Enhanced reasoning capabilities of OpenAI o1
The o1 model stands out for its ability to “think” before responding to queries.
According to Noam Brown, a research scientist at OpenAI, “o1 is trained with reinforcement learning.” This approach teaches the system to develop a “private chain of thought” before providing an answer, resulting in more accurate and well-reasoned responses.
o1 is trained with RL to “think” before responding via a private chain of thought. The longer it thinks, the better it does on reasoning tasks. This opens up a new dimension for scaling. We’re no longer bottlenecked by pretraining. We can now scale inference compute too. pic.twitter.com/niqRO9hhg1
— Noam Brown (@polynoamial) September 12, 2024
OpenAI claims that o1 excels in tasks requiring the synthesis of multiple subtasks, such as detecting privileged emails or brainstorming marketing strategies.
The model’s performance improves with additional processing time, allowing it to reason through problems holistically.

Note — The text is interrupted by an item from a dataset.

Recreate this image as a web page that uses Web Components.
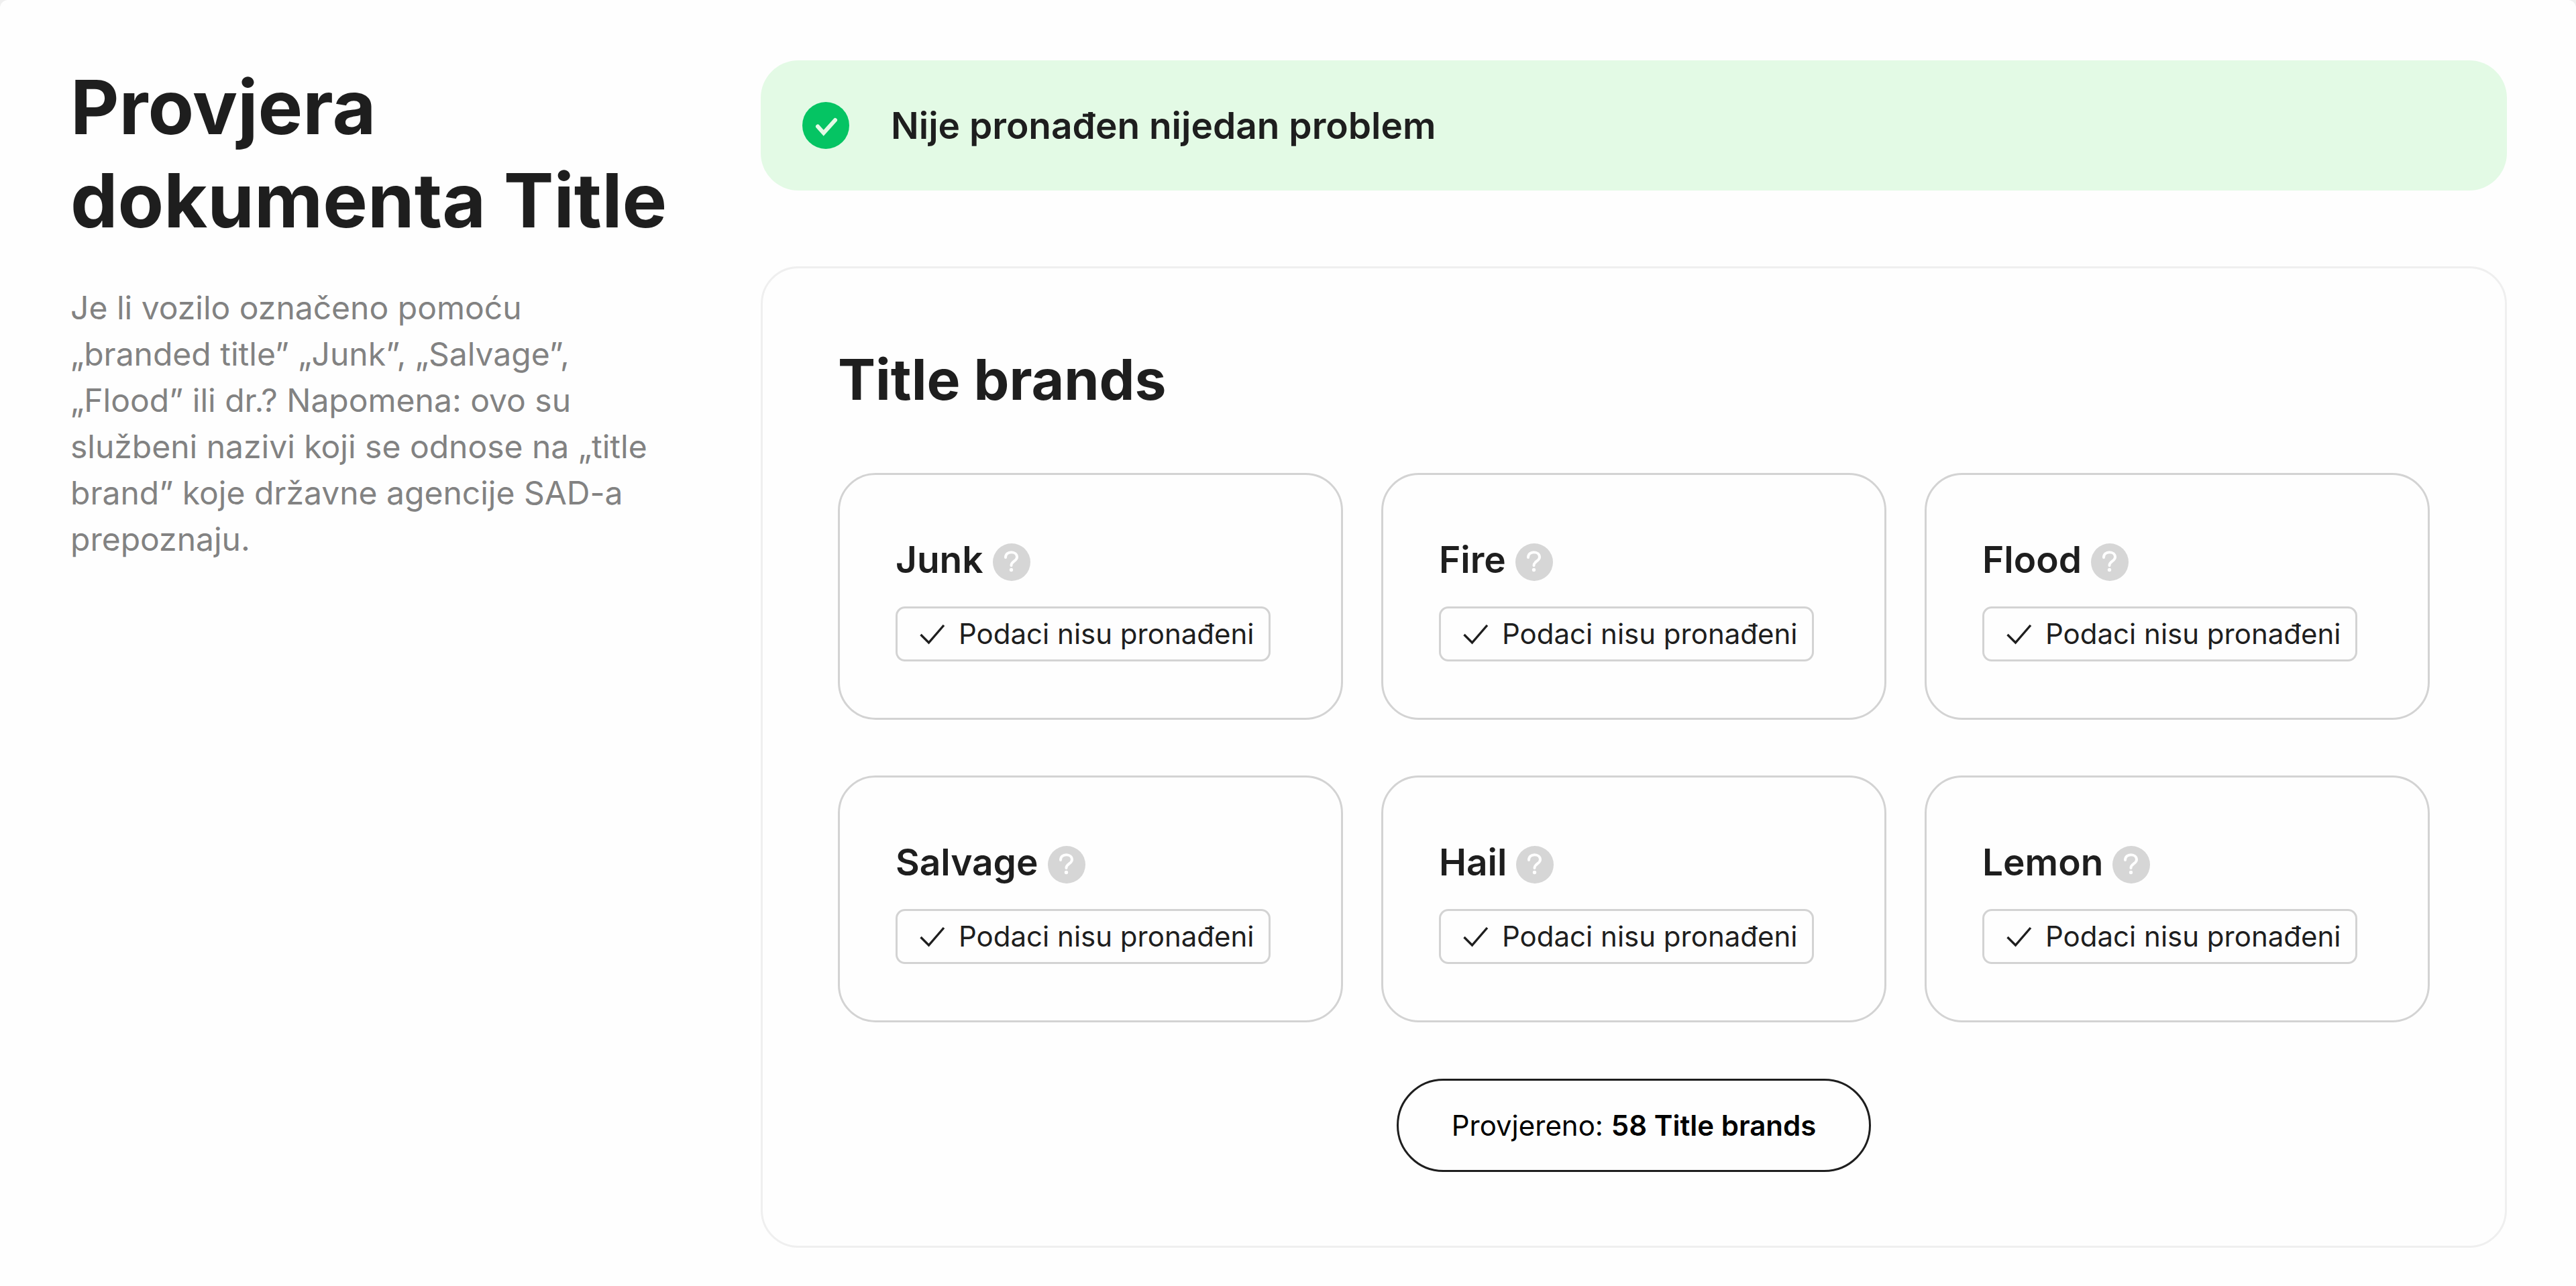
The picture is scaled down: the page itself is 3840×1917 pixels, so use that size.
<!DOCTYPE html>
<html lang="hr">
<head>
<meta charset="utf-8">
<meta name="viewport" content="width=device-width, initial-scale=1">
<title>Provjera dokumenta Title</title>
<style>
  html { background: #efefef; }
  body {
    margin: 0;
    font-family: Inter, "Liberation Sans", sans-serif;
    color: #1e1e1e;
  }
</style>
</head>
<body>
<report-section>
  <span slot="heading">Provjera dokumenta Title</span>
  <span slot="description">Je li vozilo označeno pomoću „branded title” „Junk”, „Salvage”, „Flood” ili dr.? Napomena: ovo su službeni nazivi koji se odnose na „title brand” koje državne agencije SAD-a prepoznaju.</span>
  <status-banner>Nije pronađen nijedan problem</status-banner>
  <brand-panel>
    <span slot="heading">Title brands</span>
    <brand-card name="Junk">Podaci nisu pronađeni</brand-card>
    <brand-card name="Fire">Podaci nisu pronađeni</brand-card>
    <brand-card name="Flood">Podaci nisu pronađeni</brand-card>
    <brand-card name="Salvage">Podaci nisu pronađeni</brand-card>
    <brand-card name="Hail">Podaci nisu pronađeni</brand-card>
    <brand-card name="Lemon">Podaci nisu pronađeni</brand-card>
    <summary-pill slot="footer">Provjereno: <b>58 Title brands</b></summary-pill>
  </brand-panel>
</report-section>

<script>
  class BaseElement extends HTMLElement {
    constructor() {
      super();
      this.attachShadow({ mode: "open" }).innerHTML = this.constructor.markup;
    }
  }

  class ReportSection extends BaseElement {
    static markup = `
      <style>
        :host { display: block; }
        section {
          box-sizing: border-box;
          min-height: 100vh;
          display: grid;
          grid-template-columns: minmax(0, 896px) minmax(0, 1fr);
          column-gap: 133px;
          align-items: start;
          padding: 90px 103px 57px 105px;
          background: #fefefe;
          border-radius: 12px 12px 0 0;
        }
        header { display: flex; flex-direction: column; gap: 56px; }
        h2 { margin: 0; font-size: 112px; line-height: 139px; font-weight: 700; }
        p { margin: 0; padding-right: 24px; font-size: 48px; line-height: 69px; color: #828282; }
        .content { display: flex; flex-direction: column; gap: 113px; }
        @media (max-width: 2600px) {
          section { grid-template-columns: minmax(0, 1fr); row-gap: 84px; }
        }
      </style>
      <section>
        <header>
          <h2><slot name="heading"></slot></h2>
          <p><slot name="description"></slot></p>
        </header>
        <div class="content"><slot></slot></div>
      </section>`;
  }

  class StatusBanner extends BaseElement {
    static markup = `
      <style>
        :host {
          display: flex;
          align-items: center;
          gap: 62px;
          padding: 55px 62px;
          border-radius: 56px;
          background: #e3fae5;
          font-size: 55px;
          line-height: 84px;
          font-weight: 600;
        }
        svg { flex: none; width: 70px; height: 70px; }
      </style>
      <svg viewBox="0 0 70 70" aria-hidden="true">
        <circle cx="35" cy="35" r="35" fill="#05c463"/>
        <path d="M23 36.5 31.7 46.3 49 27" fill="none" stroke="#e3fae5" stroke-width="6" stroke-linecap="round"/>
      </svg>
      <span><slot></slot></span>`;
  }

  class BrandPanel extends BaseElement {
    static markup = `
      <style>
        :host {
          display: flex;
          flex-direction: column;
          gap: 84px;
          padding: 110px 112px;
          border: 3px solid #efefef;
          border-radius: 56px;
        }
        h3 { margin: 0; font-size: 84px; line-height: 111px; font-weight: 700; }
        .grid {
          display: grid;
          grid-template-columns: repeat(auto-fit, minmax(min(700px, 100%), 1fr));
          gap: 83px 57px;
        }
        footer { display: flex; justify-content: center; }
      </style>
      <h3><slot name="heading"></slot></h3>
      <div class="grid"><slot></slot></div>
      <footer><slot name="footer"></slot></footer>`;
  }

  class BrandCard extends BaseElement {
    static markup = `
      <style>
        :host {
          display: flex;
          flex-direction: column;
          align-items: flex-start;
          gap: 28px;
          padding: 84px 83px;
          border: 3px solid #d3d3d3;
          border-radius: 56px;
        }
        .title { display: flex; align-items: center; gap: 14px; }
        h4 { margin: 0; font-size: 55px; line-height: 84px; font-weight: 600; }
        button {
          width: 56px;
          height: 56px;
          margin-top: 8px;
          padding: 0;
          border: 0;
          border-radius: 50%;
          background: #d6d6d6;
          cursor: pointer;
        }
        button svg { display: block; width: 56px; height: 56px; }
        .badge {
          display: flex;
          align-items: center;
          gap: 14px;
          padding: 8px 22px;
          border: 3px solid #d3d3d3;
          border-radius: 14px;
          font-size: 42px;
          line-height: 60px;
        }
        .badge svg { flex: none; width: 55px; height: 55px; }
      </style>
      <div class="title">
        <h4></h4>
        <button type="button">
          <svg viewBox="0 0 56 56" aria-hidden="true">
            <path d="M19 21C19 16 22.5 13.2 27.5 13.2S36 16.2 36 20.5C36 26.5 27.5 26.5 27.5 33" fill="none" stroke="#fefefe" stroke-width="4" stroke-linecap="round"/>
            <circle cx="27.5" cy="39.5" r="2.7" fill="#fefefe"/>
          </svg>
        </button>
      </div>
      <div class="badge">
        <svg viewBox="0 0 55 55" aria-hidden="true">
          <path d="M12.5 28 24.5 40 47 14" fill="none" stroke="#1e1e1e" stroke-width="3.4"/>
        </svg>
        <span><slot></slot></span>
      </div>`;
    connectedCallback() {
      const name = this.getAttribute("name");
      this.shadowRoot.querySelector("h4").textContent = name;
      this.shadowRoot.querySelector("button").setAttribute("aria-label", name);
    }
  }

  class SummaryPill extends BaseElement {
    static markup = `
      <style>
        :host {
          display: block;
          padding: 36px 79px;
          border: 3px solid #1e1e1e;
          border-radius: 70px;
          font-size: 42px;
          line-height: 61px;
          color: #000;
        }
        ::slotted(b) { font-weight: 600; }
      </style>
      <slot></slot>`;
  }

  customElements.define("report-section", ReportSection);
  customElements.define("status-banner", StatusBanner);
  customElements.define("brand-panel", BrandPanel);
  customElements.define("brand-card", BrandCard);
  customElements.define("summary-pill", SummaryPill);
</script>
</body>
</html>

Impressive performance metrics of OpenAI o1
In various tests, o1 has shown remarkable improvements over its predecessors:
- Solved 83% of problems in an International Mathematical Olympiad qualifying exam, compared to GPT-4o’s 13%
- Reached the 89th percentile in Codeforces programming challenges
- Demonstrated enhanced multilingual skills, particularly in Arabic and Korean
OpenAI o1 codes a video game from a prompt. pic.twitter.com/aBEcehP0j8
— OpenAI (@OpenAI) September 12, 2024
Despite its advancements, o1-preview is priced at $15 per 1 million input tokens and $60 per 1 million output tokens, significantly higher than previous models.
Responses are processed more slowly, taking over 10 seconds for complex queries. Some testers also reported that o1 may confidently provide incorrect information more often than GPT-4o.
OpenAI is not alone in its efforts to improve AI reasoning. Google DeepMind researchers have published studies suggesting that providing models with more time to process requests can significantly enhance performance. The competition is fierce, and OpenAI faces the challenge of making o1 more widely accessible while addressing its current limitations.